In Ramaya Tegegne’s poetic, the reconsideration of ideology aims to collect, stratify and hybridize those socio-cultural implied subjects, to create installations at first glance transparent, but actually generated through a complex mise-en-abyme process.
The case of the Nefertiti’s series appears emblematic. Tegegne’s artistic path can be described in this way: at first, the artist chooses a historicize subject reconfigured by a particular scopic regime, such as the one of the American cinema of the Sixties’ – you think at the movie Nefertiti, Queen of the Nile (1961) – where the renowned queen reflects an occidental identity, in spite of her Oriental features. Secondly, the artist behaves as an iconologist or a collector, appropriating herself of the most significant artistic operations on this topic. Here, the Nefertiti’s chest of the Neues Museum of Berlin (a sort of museum appropriation itself) is multiplied in its contemporary variations realized by Isa Genzken – Nofretete (2012-18) – and Fred Wilson – Grey Area (Brown Version), 1993 – and mixed each other to create a brand new work.
What happened to the authorship? Nowadays can we think of an accessory, fluid and theoretical authorship concept? The triple superimposition of the “Nefertities” – the ancient portrait, its modern multiplication and its monochrome reification – proves that today the artistic authorship is, first of all, an ideological matter expressed by “minimal” and substantial stylish alterations. The Neo Matrix sunglasses wore by Nefertiti in Regegne’s work winks to a global trend and prevent us to gaze at the Queen’s eyes.

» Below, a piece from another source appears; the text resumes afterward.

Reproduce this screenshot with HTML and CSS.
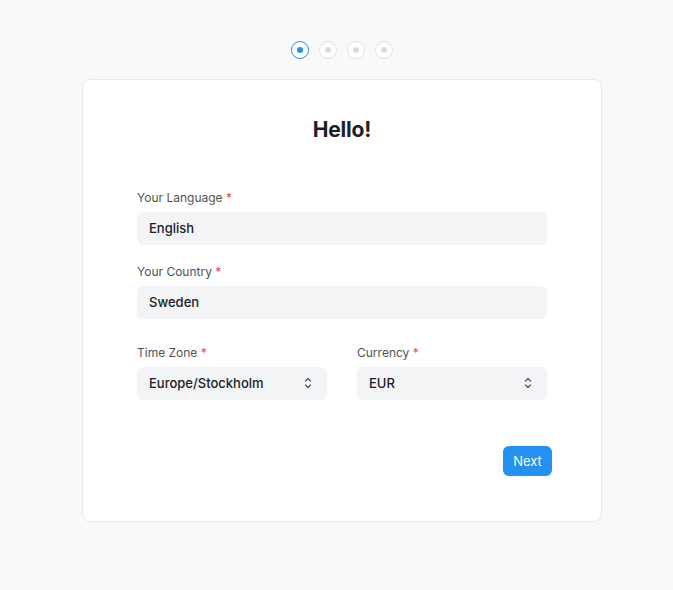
FILE: index.html
```html
<!DOCTYPE html>
<html>
<head>
<meta charset="utf-8">
<link rel="stylesheet" href="styles.css">
</head>
<body>
<div class="page">
  <div class="steps">
    <span class="step active"><span class="dot"></span></span>
    <span class="step"><span class="dot"></span></span>
    <span class="step"><span class="dot"></span></span>
    <span class="step"><span class="dot"></span></span>
  </div>
  <div class="card">
    <h1 class="title">Hello!</h1>
    <div class="form">
      <div class="field">
        <label class="label">Your Language <span class="req">*</span></label>
        <div class="input">English</div>
      </div>
      <div class="field">
        <label class="label">Your Country <span class="req">*</span></label>
        <div class="input">Sweden</div>
      </div>
      <div class="row">
        <div class="field">
          <label class="label">Time Zone <span class="req">*</span></label>
          <div class="input select">Europe/Stockholm
            <svg class="chev" width="10" height="14" viewBox="0 0 10 14"><path d="M2.5 5 L5 2.5 L7.5 5 M2.5 9 L5 11.5 L7.5 9" fill="none" stroke="#4b5563" stroke-width="1.2" stroke-linecap="round" stroke-linejoin="round"/></svg>
          </div>
        </div>
        <div class="field">
          <label class="label">Currency <span class="req">*</span></label>
          <div class="input select">EUR
            <svg class="chev" width="10" height="14" viewBox="0 0 10 14"><path d="M2.5 5 L5 2.5 L7.5 5 M2.5 9 L5 11.5 L7.5 9" fill="none" stroke="#4b5563" stroke-width="1.2" stroke-linecap="round" stroke-linejoin="round"/></svg>
          </div>
        </div>
      </div>
    </div>
    <div class="actions">
      <button class="btn">Next</button>
    </div>
  </div>
</div>
</body>
</html>
```
FILE: styles.css
```css
* { box-sizing: border-box; }
html, body { margin: 0; padding: 0; }
body {
  background: #f9f9f9;
  font-family: Inter, "Noto Sans", sans-serif;
  color: #1f272e;
  width: 673px;
  height: 590px;
}
.page {
  display: flex;
  flex-direction: column;
  align-items: center;
  padding-top: 41px;
  padding-left: 11px;
}
.steps {
  display: flex;
  gap: 10px;
}
.step {
  width: 18px;
  height: 18px;
  border-radius: 50%;
  border: 1px solid #e2e2e2;
  background: #fff;
  display: flex;
  align-items: center;
  justify-content: center;
}
.step .dot {
  width: 6px;
  height: 6px;
  border-radius: 50%;
  background: #dcdcdc;
}
.step.active { border-color: #2490ef; }
.step.active .dot { background: #2490ef; }
.card {
  margin-top: 20px;
  width: 520px;
  height: 443px;
  background: #fff;
  border: 1px solid #e8e8e8;
  border-radius: 8px;
  padding: 38px 49px 0 54px;
}
.title {
  margin: 0 -49px 0 -54px;
  font-size: 21px;
  font-weight: 700;
  line-height: 24px;
  text-align: center;
  color: #1a2028;
  letter-spacing: -0.2px;
}
.form {
  margin-top: 48px;
  width: 410px;
  display: flex;
  flex-direction: column;
  gap: 19px;
}
.field {
  display: flex;
  flex-direction: column;
  gap: 6px;
}
.row {
  display: flex;
  gap: 30px;
  margin-top: 7px;
}
.row .field { width: 190px; }
.label {
  font-size: 12px;
  line-height: 16px;
  color: #525252;
}
.req { color: #e24c4c; }
.input {
  height: 33px;
  background: #f3f4f6;
  border-radius: 6px;
  padding: 0 12px 1px;
  display: flex;
  align-items: center;
  font-size: 13px;
  font-weight: 500;
  color: #1a2028;
}
.select { justify-content: space-between; }
.chev { margin-right: 2px; }
.actions {
  display: flex;
  justify-content: flex-end;
  margin-top: 46px;
}
.btn {
  height: 30px;
  width: 49px;
  border: none;
  border-radius: 6px;
  background: #2490ef;
  color: #fff;
  font-family: Inter, "Noto Sans", sans-serif;
  font-size: 13px;
  padding: 0;
}
```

In Our Bodies Our Selves we are bodily called to live, through the gaze and the physical relocation inside the space, the battles and the observations proposed by the feminist American Group of Our Bodies Selvies, that was born in Boston in May ’69. The appropriation of the text and its following spatial relocation – it is spread on across the Swiss Institute’s walls – causes an unexpected temporality of the work. Here the authorship resides both in the restitution of the text to a public and shared dimension and in the time required to the spectator to approach the essay.
The installations, that can seem to be transparent , actually are not so . What could seem an innocuous resubmission actually it is not. So what is nodal in Tegegne’s appropriation is the subversive coefficient and the desire to problematize the present through historicize materials – such as in The Dinner Party, a powerful and black new interpretation of the namesake work made by Judy Chicago in 2002.
We are personally involved with our eyes, gaze and bodies. No image is transparent. No ideology is conclusive. Each point of view, each stratified knowledge could be a stimulating starting point in order to read prominent models and well-established habits in a chiastic way.